How many years will I have? and what would make them “full”? In faith, we look back: can you remember what God has done in your life? Rifle through the boxes of old photos in your memory and notice a hand, a smile, a circumstance, a moment, and notice what God has done to bring you to this place. There are wounds, too - and you go there, and let God’s healing mercy heal.
But like Janus, we look back, and then turn forward. Inevitably our orientation is toward the future, God’s future. Today’s agonizing sorrow, or today’s heady success, will be eclipsed. Martin Luther King, coping with terrible setbacks, said “I am no longer optimistic, but I remain hopeful.” Optimism says everything will be better tomorrow; but hope is prepared for whatever happens tomorrow. Optimism depends on you and me doing better; but hope depends on God. The year to come is in God’s hands, and I would put myself into God’s hands now, and all year long.

And so we pray that classic John Wesley prayer for the New Year: I am no longer my own, but yours. Put met to what you will, rank me with whom you will; put me to doing, put me to suffering. Let me be full, let me be empty. Let me have all things, let me have nothing. I freely and heartily yield all things to your pleasure and disposal. And now, O glorious and blessed God, Father, Son, and Holy Spirit, you are mine, and I am yours.

Wednesday, December 21, 2011

Christmas Message 2011

This is not a column about Christopher Hitchens, although his death (or rather, his life) and the losses and doings of Steve Jobs, Kim Jong Il, and whomever it is you wish were here today are why I’m writing. But not really: I am writing to try to explain the Christian message to those the Church has confused, or wounded, and maybe even for satisfied Christians who’ve missed the point, as we all do from time to time.
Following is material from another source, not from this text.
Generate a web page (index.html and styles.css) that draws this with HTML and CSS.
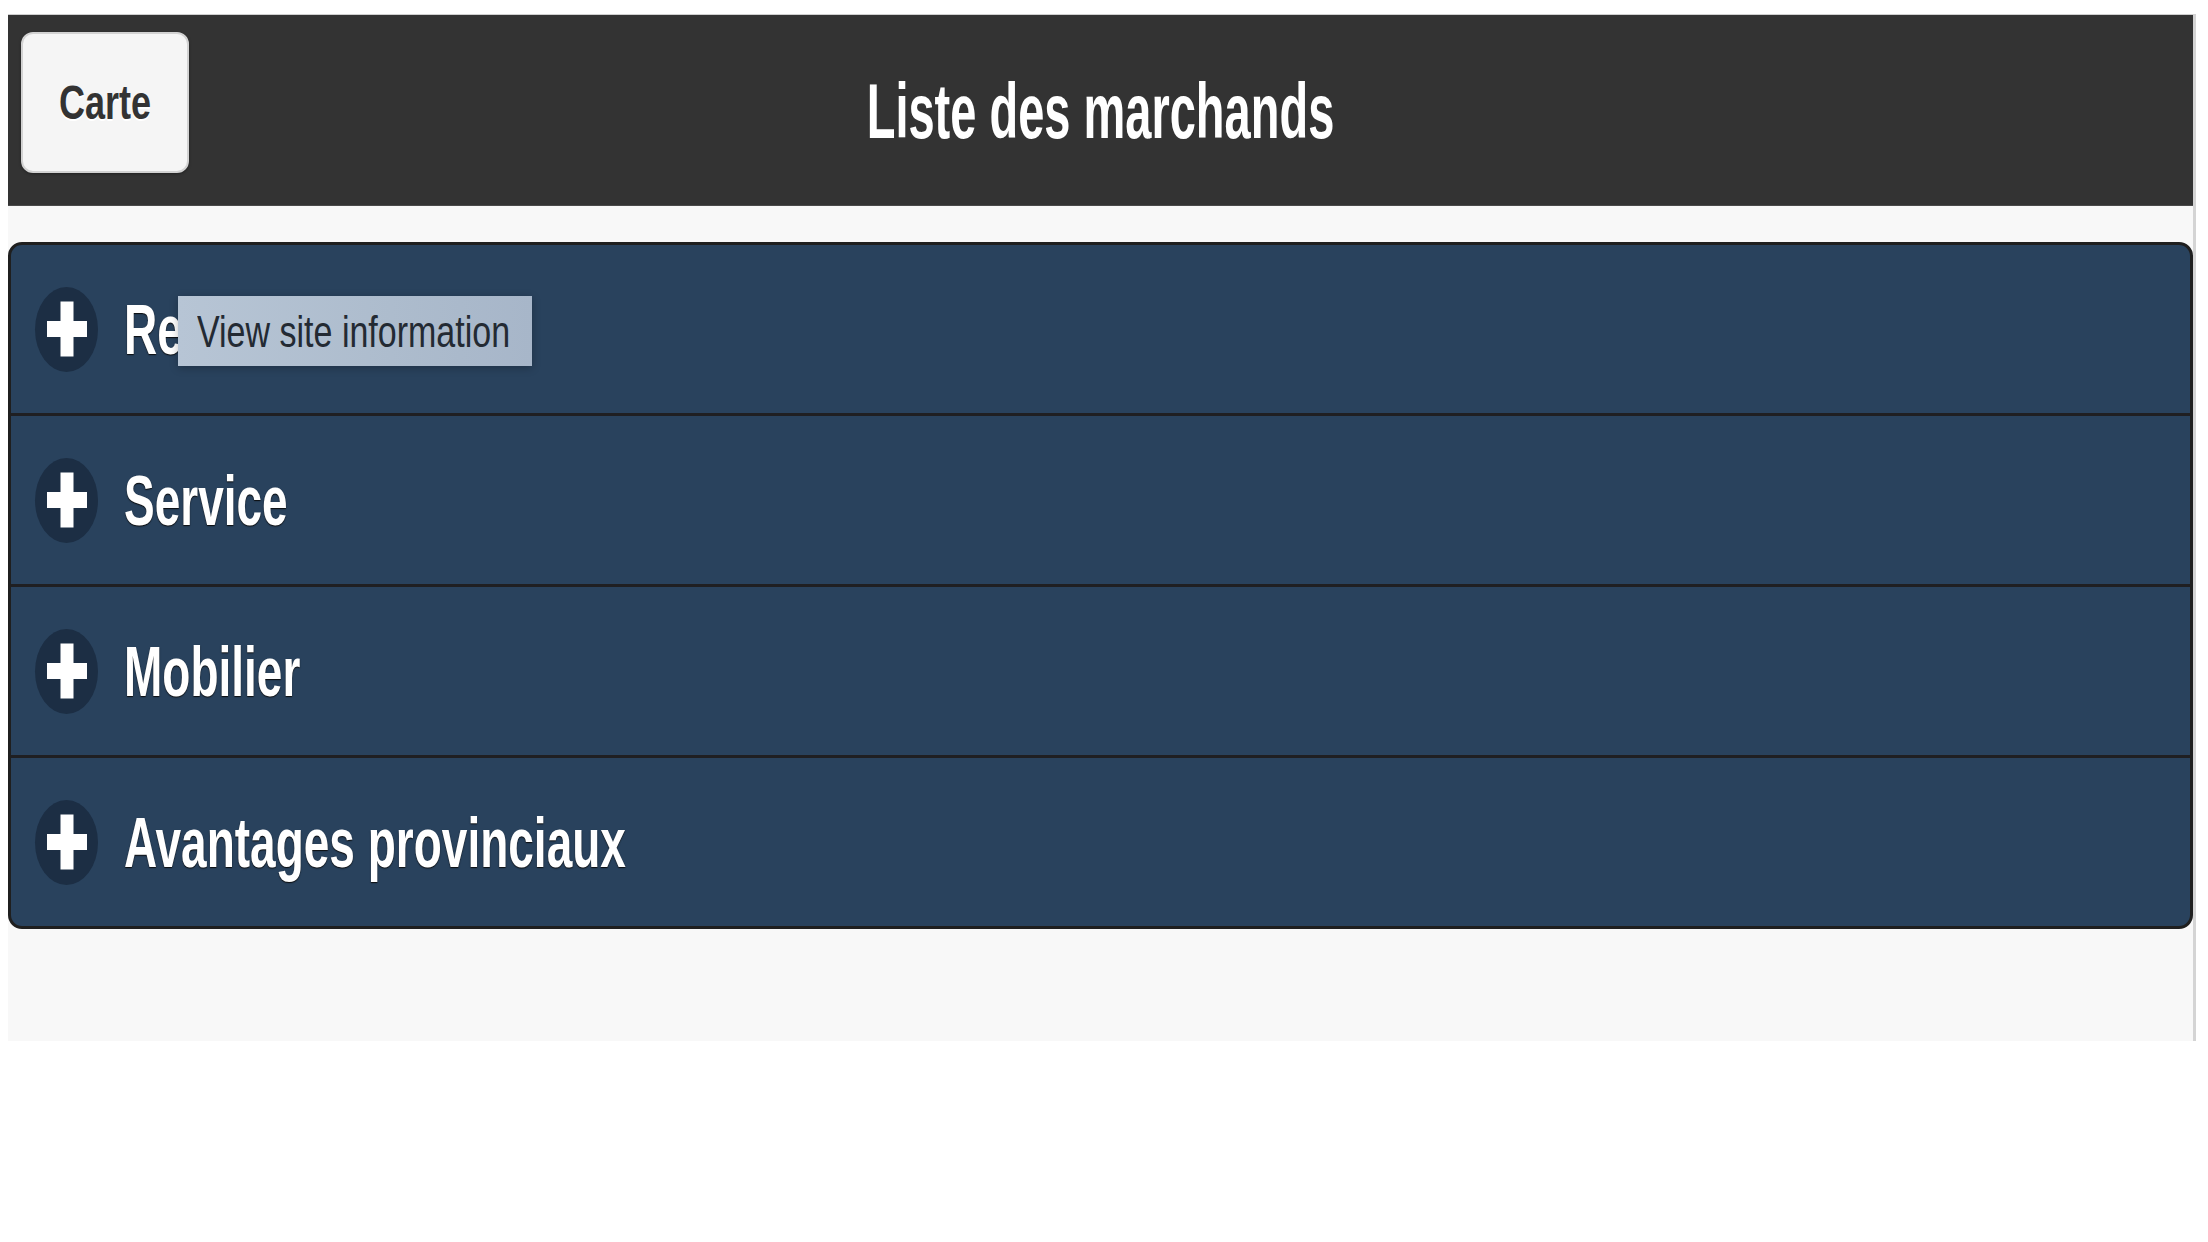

Within minutes of the announcement of Hitchens’s death, I received multiple inquiries: is he in heaven now? How to respond? “I hope so,” or “I guess he knows now God really is great”? His book, God is not Great: How Religion Poisons Everything, bugged me. Religion really has poisoned lots of things – but not everything. We poison things quite well on our own without religion, and we’re the ones who poisoned religion – including Christmas. Jesus in heaven must look down and shake his head over all the froth, the frenzy of self-indulgence. Sure, we remember to toss in a little spasm of charity, a toy for some child we’ll never meet – and then we paste a “Jesus is the reason for the season” sticker on it all so we whose true religion is consumerism feel semi-righteous?
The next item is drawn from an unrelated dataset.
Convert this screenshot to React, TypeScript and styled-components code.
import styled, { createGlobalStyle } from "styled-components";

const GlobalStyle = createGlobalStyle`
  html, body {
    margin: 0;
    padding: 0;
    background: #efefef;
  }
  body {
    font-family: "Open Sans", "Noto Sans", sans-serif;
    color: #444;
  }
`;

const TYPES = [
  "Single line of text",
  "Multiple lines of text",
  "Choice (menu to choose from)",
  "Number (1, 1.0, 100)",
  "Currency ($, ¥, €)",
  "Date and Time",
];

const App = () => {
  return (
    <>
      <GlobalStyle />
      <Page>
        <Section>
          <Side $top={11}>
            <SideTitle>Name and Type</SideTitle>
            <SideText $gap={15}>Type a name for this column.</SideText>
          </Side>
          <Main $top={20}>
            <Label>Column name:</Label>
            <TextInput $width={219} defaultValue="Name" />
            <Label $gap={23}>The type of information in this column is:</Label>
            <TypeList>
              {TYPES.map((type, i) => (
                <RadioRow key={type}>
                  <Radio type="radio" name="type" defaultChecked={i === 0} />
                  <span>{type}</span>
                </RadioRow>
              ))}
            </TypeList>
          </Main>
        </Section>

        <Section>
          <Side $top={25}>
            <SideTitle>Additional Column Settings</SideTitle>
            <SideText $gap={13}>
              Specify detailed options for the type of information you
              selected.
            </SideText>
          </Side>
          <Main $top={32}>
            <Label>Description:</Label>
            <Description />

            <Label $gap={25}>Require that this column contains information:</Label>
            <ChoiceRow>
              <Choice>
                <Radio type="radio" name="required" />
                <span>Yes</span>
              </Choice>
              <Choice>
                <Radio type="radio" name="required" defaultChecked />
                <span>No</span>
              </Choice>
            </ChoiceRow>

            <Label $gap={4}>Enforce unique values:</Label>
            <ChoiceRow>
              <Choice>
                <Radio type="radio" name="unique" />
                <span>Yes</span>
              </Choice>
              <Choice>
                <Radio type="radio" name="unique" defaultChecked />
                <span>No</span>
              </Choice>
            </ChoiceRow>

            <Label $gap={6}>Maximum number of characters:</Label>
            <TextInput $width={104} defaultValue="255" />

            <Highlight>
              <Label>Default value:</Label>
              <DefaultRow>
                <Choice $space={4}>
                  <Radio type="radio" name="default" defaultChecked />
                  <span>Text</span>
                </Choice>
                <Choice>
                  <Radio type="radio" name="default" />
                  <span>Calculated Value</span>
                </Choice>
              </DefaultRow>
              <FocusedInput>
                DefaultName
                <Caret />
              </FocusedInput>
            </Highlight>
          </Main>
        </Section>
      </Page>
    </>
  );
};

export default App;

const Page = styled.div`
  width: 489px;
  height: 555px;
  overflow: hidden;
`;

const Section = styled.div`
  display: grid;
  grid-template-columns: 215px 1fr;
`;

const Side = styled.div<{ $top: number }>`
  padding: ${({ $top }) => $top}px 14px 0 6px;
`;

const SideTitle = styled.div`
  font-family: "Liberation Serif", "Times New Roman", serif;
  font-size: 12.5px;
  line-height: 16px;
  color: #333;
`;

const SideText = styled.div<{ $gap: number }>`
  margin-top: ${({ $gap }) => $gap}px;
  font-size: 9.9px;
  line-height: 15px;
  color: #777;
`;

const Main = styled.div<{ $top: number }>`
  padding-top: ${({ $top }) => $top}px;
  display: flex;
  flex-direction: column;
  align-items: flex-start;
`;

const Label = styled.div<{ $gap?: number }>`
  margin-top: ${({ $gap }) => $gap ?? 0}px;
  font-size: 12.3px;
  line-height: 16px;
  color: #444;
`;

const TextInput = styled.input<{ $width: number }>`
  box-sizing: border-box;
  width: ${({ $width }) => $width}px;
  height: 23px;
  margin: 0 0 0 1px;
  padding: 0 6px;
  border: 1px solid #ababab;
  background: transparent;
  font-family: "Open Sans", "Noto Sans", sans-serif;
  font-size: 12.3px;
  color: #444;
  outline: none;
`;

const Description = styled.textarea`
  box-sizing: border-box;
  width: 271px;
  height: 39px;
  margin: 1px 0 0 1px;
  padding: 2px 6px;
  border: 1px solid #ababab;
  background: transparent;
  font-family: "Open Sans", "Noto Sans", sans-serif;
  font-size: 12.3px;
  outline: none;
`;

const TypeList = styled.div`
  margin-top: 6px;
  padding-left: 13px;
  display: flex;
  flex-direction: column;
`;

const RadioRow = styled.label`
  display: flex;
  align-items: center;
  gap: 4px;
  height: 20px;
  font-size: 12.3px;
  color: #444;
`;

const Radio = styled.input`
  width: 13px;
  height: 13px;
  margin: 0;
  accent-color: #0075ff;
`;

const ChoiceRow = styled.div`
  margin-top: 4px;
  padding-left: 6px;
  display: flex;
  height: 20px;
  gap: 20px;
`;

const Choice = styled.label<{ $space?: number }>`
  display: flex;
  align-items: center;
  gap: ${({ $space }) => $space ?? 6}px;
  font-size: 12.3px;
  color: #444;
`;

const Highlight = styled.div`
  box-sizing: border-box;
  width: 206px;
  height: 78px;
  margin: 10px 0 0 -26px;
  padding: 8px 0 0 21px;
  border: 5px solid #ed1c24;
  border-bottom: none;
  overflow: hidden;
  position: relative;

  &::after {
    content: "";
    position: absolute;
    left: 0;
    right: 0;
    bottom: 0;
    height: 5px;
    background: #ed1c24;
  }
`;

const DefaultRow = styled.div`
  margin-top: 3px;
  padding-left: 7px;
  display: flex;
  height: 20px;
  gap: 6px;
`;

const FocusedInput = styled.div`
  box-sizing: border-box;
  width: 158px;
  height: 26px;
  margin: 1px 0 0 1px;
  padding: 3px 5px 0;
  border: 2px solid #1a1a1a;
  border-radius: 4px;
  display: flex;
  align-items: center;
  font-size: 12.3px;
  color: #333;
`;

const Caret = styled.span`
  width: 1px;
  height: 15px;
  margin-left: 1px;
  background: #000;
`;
What is Christianity? It is not that God is great. Rather, God is small. What we believe is that God’s greatness is that God became small to win our hearts. Absolute power, the kind Kim Jong Il wielded, intimidates; God wants to be as unscary as possible. Who’s scared of a child? And who can’t identify with God’s self-revelation as an infant? If God became tall, witty, muscular, or rich (or even a mother or father), many of us couldn’t connect. You once were small, vulnerable, dependent, needing lots of love, like Jesus.

And you will be vulnerable and needing the love again one day. We are mortal; our truest carol phrase is “Lo, the days are hastening on.” One day you won’t be here to do Christmas any longer – and you know this, because there is somebody you couldn’t imagine living without who won’t be there Christmas morning, or ever again. I mention this, not to frighten or manipulate. Rather, it’s just reality that we are transient beings, not here for so long – but we never feel comfortable about that. We want more, we yearn for a future, for deeper meaning.
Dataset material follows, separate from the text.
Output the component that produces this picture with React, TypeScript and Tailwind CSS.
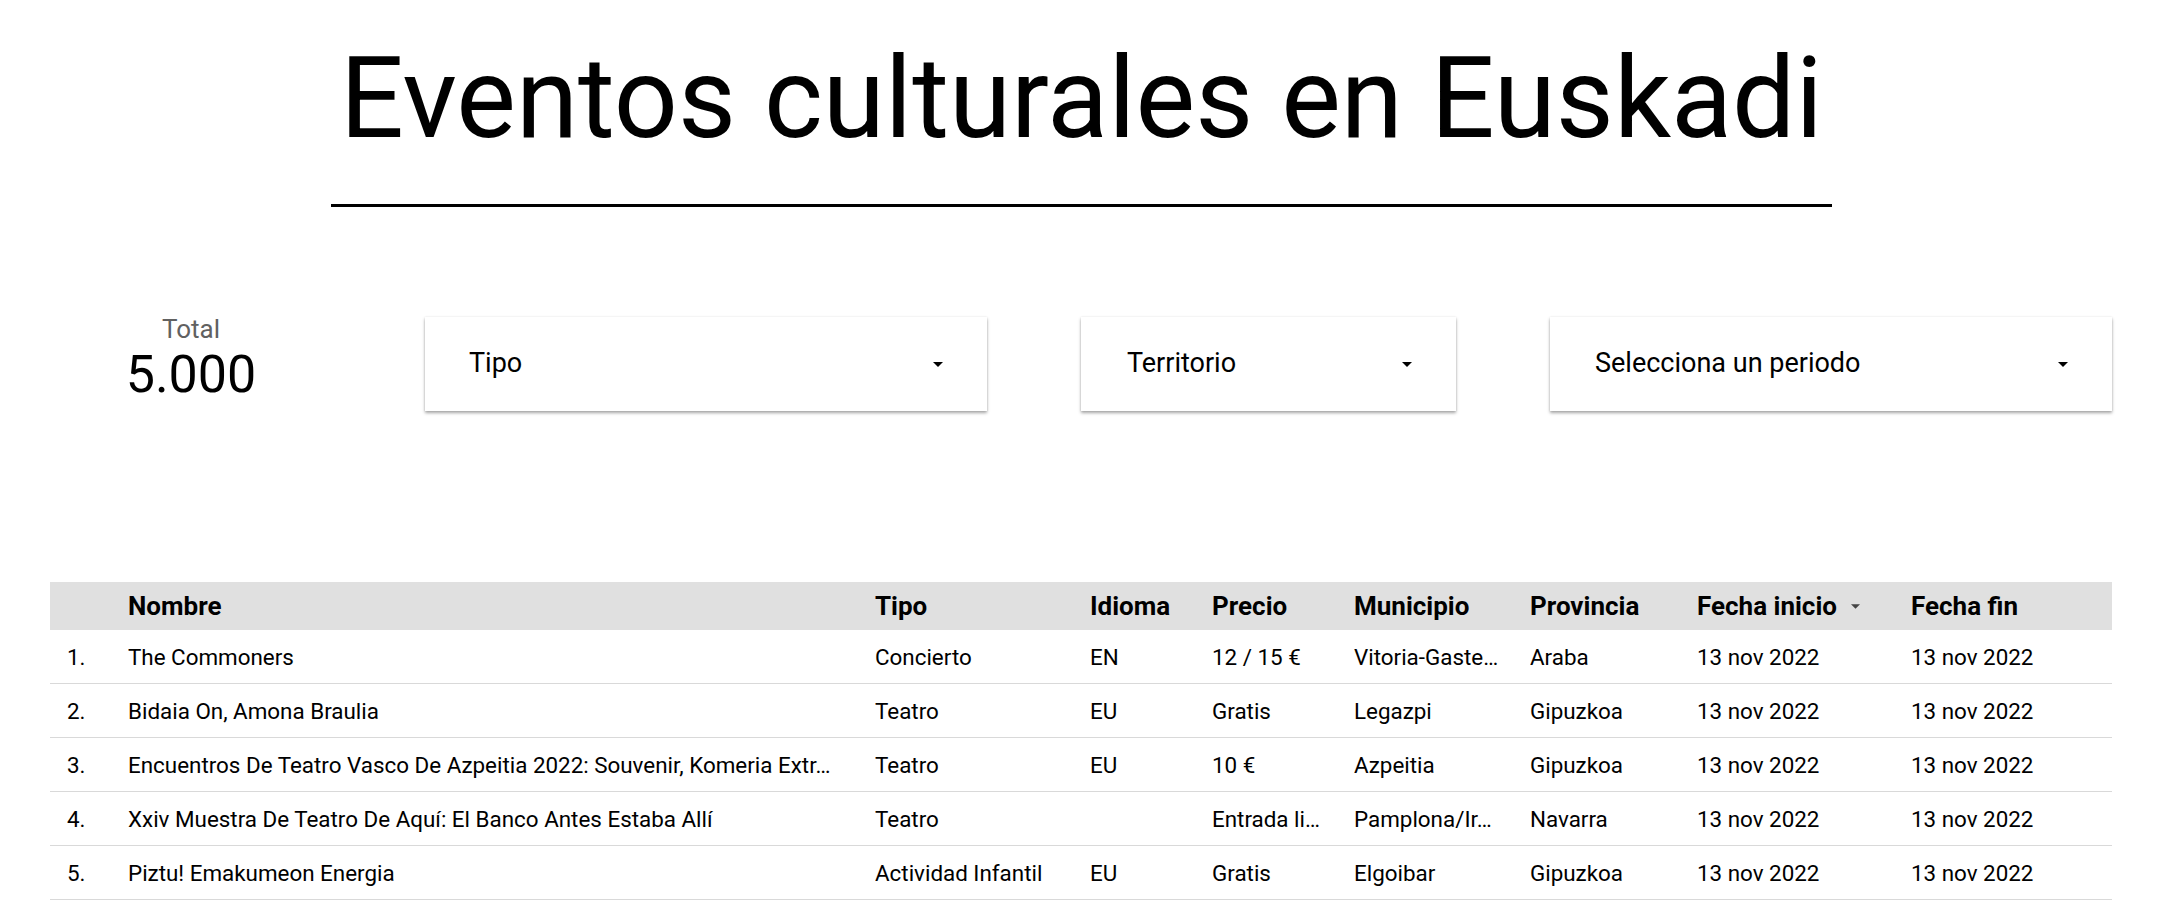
import { ReactNode } from "react";

const cols = ["", "Nombre", "Tipo", "Idioma", "Precio", "Municipio", "Provincia", "Fecha inicio", "Fecha fin"];

const rows = [
  ["1.", "The Commoners", "Concierto", "EN", "12 / 15 €", "Vitoria-Gaste…", "Araba", "13 nov 2022", "13 nov 2022"],
  ["2.", "Bidaia On, Amona Braulia", "Teatro", "EU", "Gratis", "Legazpi", "Gipuzkoa", "13 nov 2022", "13 nov 2022"],
  ["3.", "Encuentros De Teatro Vasco De Azpeitia 2022: Souvenir, Komeria Extr…", "Teatro", "EU", "10 €", "Azpeitia", "Gipuzkoa", "13 nov 2022", "13 nov 2022"],
  ["4.", "Xxiv Muestra De Teatro De Aquí: El Banco Antes Estaba Allí", "Teatro", "", "Entrada li…", "Pamplona/Ir…", "Navarra", "13 nov 2022", "13 nov 2022"],
  ["5.", "Piztu! Emakumeon Energia", "Actividad Infantil", "EU", "Gratis", "Elgoibar", "Gipuzkoa", "13 nov 2022", "13 nov 2022"],
];

const grid = "grid grid-cols-[78px_747px_215px_122px_142px_176px_167px_214px_1fr]";

function Caret({ className = "" }: { className?: string }) {
  return (
    <svg viewBox="0 0 10 5" className={className} aria-hidden>
      <path d="M0 0h10L5 5z" fill="currentColor" />
    </svg>
  );
}

function Dropdown({ label, width, pl }: { label: ReactNode; width: string; pl: string }) {
  return (
    <div
      className={`${width} ${pl} h-[94px] shrink-0 bg-white flex items-center justify-between pr-[44px] shadow-[0_2px_3px_rgba(0,0,0,0.35),0_0_2px_rgba(0,0,0,0.08)]`}
    >
      <span className="text-[27px] leading-[30px] -mt-[3px] text-black">{label}</span>
      <Caret className="w-[10px] h-[5px] text-black" />
    </div>
  );
}

export default function App() {
  return (
    <div className="min-h-screen bg-white font-['Roboto',sans-serif] text-black">
      <header className="pt-[34px]">
        <h1 className="text-center text-[112.5px] leading-[130px] font-normal">Eventos culturales en Euskadi</h1>
        <div className="mx-auto mt-[40px] w-[1501px] h-[3px] bg-black" />
      </header>

      <section className="mt-[110px] px-[51px] flex items-start gap-[94px]">
        <div className="w-[280px] shrink-0 -mt-[3px] flex flex-col items-center">
          <span className="text-[26px] leading-[30px] text-[#616161]">Total</span>
          <span className="text-[52px] leading-[62px]">5.000</span>
        </div>
        <Dropdown label="Tipo" width="w-[562px]" pl="pl-[44px]" />
        <Dropdown label="Territorio" width="w-[375px]" pl="pl-[46px]" />
        <Dropdown label="Selecciona un periodo" width="w-[562px]" pl="pl-[45px]" />
      </section>

      <section className="mt-[171px] ml-[50px] w-[2062px]">
        <div className={`${grid} h-[48px] items-center bg-[#e0e0e0] text-[26px] leading-[30px] font-bold`}>
          {cols.map((c, i) => (
            <div key={i} className={i === 0 ? "pl-[17px]" : "flex items-center whitespace-nowrap"}>
              {c}
              {c === "Fecha inicio" && <Caret className="ml-[14px] w-[9px] h-[5px] text-[#444]" />}
            </div>
          ))}
        </div>
        {rows.map((r) => (
          <div key={r[0]} className={`${grid} h-[54px] items-center border-b border-[#d9d9d9] text-[22.4px] leading-[26px]`}>
            {r.map((v, i) => (
              <div key={i} className={`${i === 0 ? "pl-[17px]" : ""} whitespace-nowrap overflow-hidden`}>
                {v}
              </div>
            ))}
          </div>
        ))}
      </section>
    </div>
  );
}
Which brings me to Steve Jobs, and his awful gadgets that require us to be somewhere we aren’t. I fume when I’m with somebody who isn’t there; he’s pecking at a screen, he’s someplace else, but not there either. And yet, this impulse to find meaning somewhere else, this urge to reach for a linkage beyond the room where I am is absolutely on target. This world isn’t enough; we are hardwired to reach beyond. Children know this: they daydream, their world is enchanted, they can believe in the unseen. The story of Christmas is that God is – and God is, even if we are tone deaf to God, even if we are mean to God like Christopher Hitchens or mean to other people like Kim Jong Il.

I suspect this is why God thought the best way to reach us was by way of a child. Big people can make you fight, defend, grab. But a child evokes tenderness. How could a child be the solution to our really large problems, like economic and political turmoil or even violence? If we could remember the little children (as Jesus said once he got bigger) we really would get our priorities straight and stop shooting, grabbing greedily, and bickering. Think Jerry Sandusky. Every one of us is mortified: no one should stand by and let a child be hurt! So God showed us God in the shape of a child, inviting us to rise up and refuse to settle for injustice; children elicit goodness in us.

Notice there is no judgmental attitude in this message. To consider the idea that God entered our world as a child isn’t harsh judgment on anybody. Jesus didn’t sit up in the manger and denounce others, or deliver a lecture entitled “We are right, everybody else is wrong!” Jesus is the affirmation of all people, including you and me. Jesus isn’t my trump card defeating you. The idea of God-down-here is something special we treasure, and it causes us to treasure you, or we’ve missed the point. Jesus is the truth that we are all indelibly noble, worth loving and protecting, and that we can’t help but love other people, and not merely with a toy in December but with food and shelter (which Jesus’ parents had a hard time finding!) all year round.

And so, let’s contemplate the wisdom and hope in God being not great but small, and discover that God really does want to get close, the child being the only hope for such wonderful things as goodness, hope and love.